Достоевский для своих рассуждений о натуре русского интеллигента отталкивается также от образа Онегина и его предтечи в пушкинском творчестве - Алеко из "Цыган". Уже в Алеко, по мысли Достоевского, Пушкин "отыскал и гениально отметил того несчастного скитальца в родной земле, того исторического русского страдальца, столь исторически необходимо явившегося в оторванном от народа обществе нашем"7.
"Эти русские бездомные скитальцы, - развивал свою мысль Достоевский в речи при открытии памятника А. С. Пушкину в 1880 году, - продолжают и до сих пор свое скитальчество и еще долго, кажется, не исчезнут.
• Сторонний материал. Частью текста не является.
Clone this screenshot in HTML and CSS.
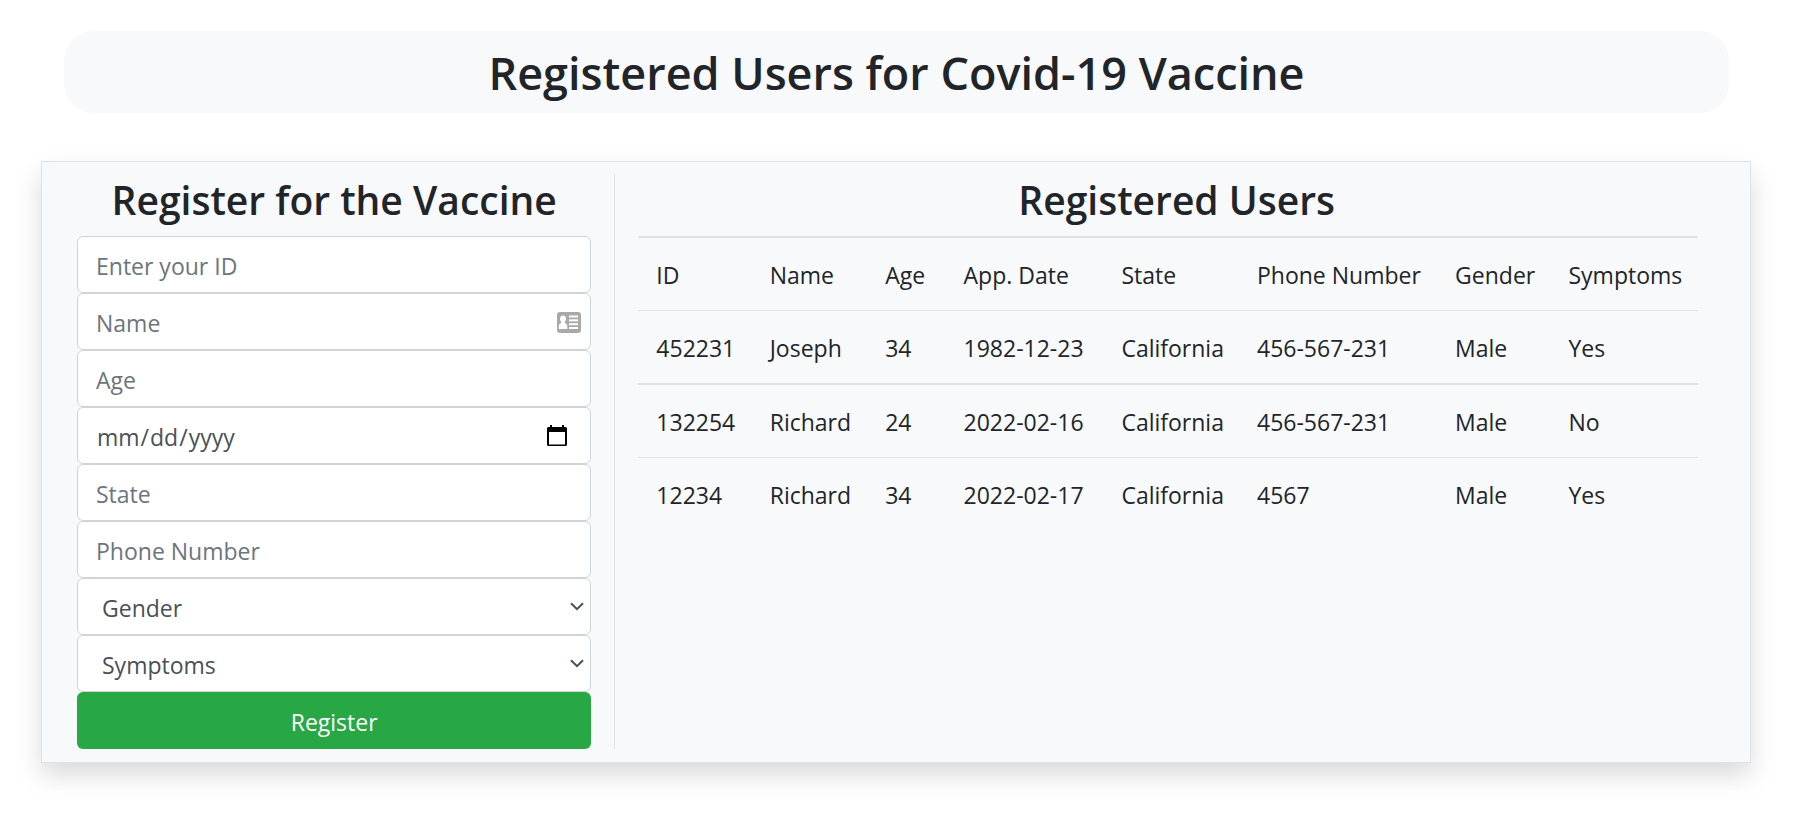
FILE: index.html
```html
<!DOCTYPE html>
<html lang="en-US">
<head>
<meta charset="utf-8">
<title>Registered Users for Covid-19 Vaccine</title>
<meta name="viewport" content="width=device-width, initial-scale=1">
<link rel="stylesheet" href="styles.css">
</head>
<body>
<header class="banner">
  <h1 class="banner-title">Registered Users for Covid-19 Vaccine</h1>
</header>
<main class="panel">
  <section class="register">
    <h2 class="section-title">Register for the Vaccine</h2>
    <form class="form">
      <div class="field"><input class="control" type="text" aria-label="ID" placeholder="Enter your ID"></div>
      <div class="field">
        <input class="control" type="text" aria-label="Name" placeholder="Name">
        <svg class="icon icon-card" viewBox="0 0 24 21" aria-hidden="true">
          <rect width="24" height="21" rx="3" fill="#a9a9a9"/>
          <g fill="#fff">
            <path d="M6 3.5c1.9 0 3 1.400 3 3.200 0 1.300-.5 2.400-1.200 3v1.300c1.700.6 2.500 1.500 2.500 3.300V17H1.800v-2.700c0-1.800.8-2.700 2.400-3.300V9.700C3.500 9.100 3 8 3 6.700 3 4.900 4.100 3.500 6 3.500z"/>
            <rect x="12" y="3.500" width="9" height="2"/>
            <rect x="12" y="7.300" width="9" height="2"/>
            <rect x="12" y="11.200" width="9" height="2"/>
            <rect x="12" y="15" width="9" height="2"/>
          </g>
        </svg>
      </div>
      <div class="field"><input class="control" type="text" aria-label="Age" placeholder="Age"></div>
      <div class="field">
        <input class="control control-date" type="date" aria-label="Appointment date">
        <svg class="icon icon-calendar" viewBox="0 0 20 21" aria-hidden="true">
          <path fill="#000" fill-rule="evenodd" d="M3 0h2v2h10V0h2v2h1.500A1.500 1.500 0 0 1 20 3.500v16a1.500 1.500 0 0 1-1.500 1.500h-17A1.500 1.500 0 0 1 0 19.500v-16A1.500 1.500 0 0 1 1.500 2H3zM2 7v12.500h16V7z"/>
        </svg>
      </div>
      <div class="field"><input class="control" type="text" aria-label="State" placeholder="State"></div>
      <div class="field"><input class="control" type="text" aria-label="Phone Number" placeholder="Phone Number"></div>
      <div class="field">
        <select class="control control-select" aria-label="Gender"><option>Gender</option><option>Male</option><option>Female</option></select>
        <svg class="icon icon-chevron" viewBox="0 0 14 9" aria-hidden="true"><path d="M1 1.200l6 6 6-6" fill="none" stroke="#495057" stroke-width="2"/></svg>
      </div>
      <div class="field">
        <select class="control control-select" aria-label="Symptoms"><option>Symptoms</option><option>Yes</option><option>No</option></select>
        <svg class="icon icon-chevron" viewBox="0 0 14 9" aria-hidden="true"><path d="M1 1.200l6 6 6-6" fill="none" stroke="#495057" stroke-width="2"/></svg>
      </div>
      <button class="submit" type="submit">Register</button>
    </form>
  </section>
  <section class="users">
    <h2 class="section-title">Registered Users</h2>
    <table class="table">
      <colgroup>
        <col class="col-id"><col class="col-name"><col class="col-age"><col class="col-date"><col class="col-state"><col class="col-phone"><col class="col-gender"><col class="col-symptoms">
      </colgroup>
      <thead>
        <tr><th>ID</th><th>Name</th><th>Age</th><th>App. Date</th><th>State</th><th>Phone Number</th><th>Gender</th><th>Symptoms</th></tr>
      </thead>
      <tbody>
        <tr><td>452231</td><td>Joseph</td><td>34</td><td>1982-12-23</td><td>California</td><td>456-567-231</td><td>Male</td><td>Yes</td></tr>
        <tr class="group-start"><td>132254</td><td>Richard</td><td>24</td><td>2022-02-16</td><td>California</td><td>456-567-231</td><td>Male</td><td>No</td></tr>
        <tr><td>12234</td><td>Richard</td><td>34</td><td>2022-02-17</td><td>California</td><td>4567</td><td>Male</td><td>Yes</td></tr>
      </tbody>
    </table>
  </section>
</main>
</body>
</html>
```
FILE: styles.css
```css
* {
  box-sizing: border-box;
}

body {
  margin: 0;
  padding: 31px 52px 48px 41px;
  background: #fff;
  color: #212529;
  font-family: "Segoe UI", "Open Sans", "Noto Sans", sans-serif;
  font-size: 23px;
  line-height: 36px;
}

.banner {
  margin: 0 22px 48px 23px;
  padding: 13px 12px 11px;
  border-radius: 30px;
  background: #f8f9fa;
}

.banner-title,
.section-title {
  margin: 0;
  font-weight: 600;
  text-align: center;
}

.banner-title {
  font-size: 45px;
  line-height: 58px;
}

.section-title {
  margin-bottom: 10px;
  font-size: 39px;
  line-height: 52px;
}

.panel {
  display: grid;
  grid-template-columns: 1fr 2fr;
  padding: 12px 12px 13px;
  border: 1px solid #dee2e6;
  background: #f8f9fa;
  box-shadow: 0 12px 24px rgba(0, 0, 0, 0.15);
}

.register {
  min-width: 0;
  padding: 0 23px;
  border-right: 1px solid #dee2e6;
}

.users {
  min-width: 0;
  padding: 0 23px;
}

.form {
  display: flex;
  flex-direction: column;
}

.field {
  position: relative;
  display: flex;
}

.control {
  width: 100%;
  height: 57px;
  padding: 10px 18px 8px;
  border: 1px solid #ced4da;
  border-radius: 6px;
  background: #fff;
  color: #495057;
  font: inherit;
}

.control::placeholder {
  color: #6c757d;
  opacity: 1;
}

.control-date::-webkit-calendar-picker-indicator {
  opacity: 0;
}

.control-select {
  padding-left: 24px;
  appearance: none;
}

.icon {
  position: absolute;
  pointer-events: none;
}

.icon-card {
  top: 19px;
  right: 10px;
  width: 24px;
  height: 21px;
}

.icon-calendar {
  top: 18px;
  right: 24px;
  width: 20px;
  height: 21px;
}

.icon-chevron {
  top: 24px;
  right: 7px;
  width: 14px;
  height: 9px;
}

.submit {
  height: 57px;
  padding: 10px 18px 8px;
  border: 0;
  border-radius: 6px;
  background: #28a745;
  color: #fff;
  font: inherit;
}

.table {
  width: 98.4%;
  table-layout: fixed;
  border-collapse: separate;
  border-spacing: 0;
}

.table th,
.table td {
  padding: 19px 0 17px 18px;
  border-top: 1px solid #dee2e6;
  font-weight: 400;
  text-align: left;
  white-space: nowrap;
}

.table th,
.table .group-start td {
  border-top-width: 2px;
}

.col-id { width: 10.7%; }
.col-name { width: 10.9%; }
.col-age { width: 7.4%; }
.col-date { width: 14.9%; }
.col-state { width: 12.8%; }
.col-phone { width: 18.7%; }
.col-gender { width: 10.7%; }
.col-symptoms { width: 13.9%; }
```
И если они не ходят уже в наше время в цыганские таборы искать у цыган в их диком своеобразном быте своих мировых идеалов и упокоения на лоне природы от сбивчивой и нелепой жизни нашего русского - интеллигентного - общества, то все равно ударяются в социализм, которого еще не было при Алеко, ходят с новою верой на другую ниву и работают на ней ревностно, веруя, как и Алеко, что достигнут в своем фантастическом делании целей своих и счастья не только для себя самого, но и всемирного. Ибо русскому скитальцу необходимо именно всемирное счастье, чтобы успокоиться: дешевле он не примирится, - конечно, пока дело только в теории"7.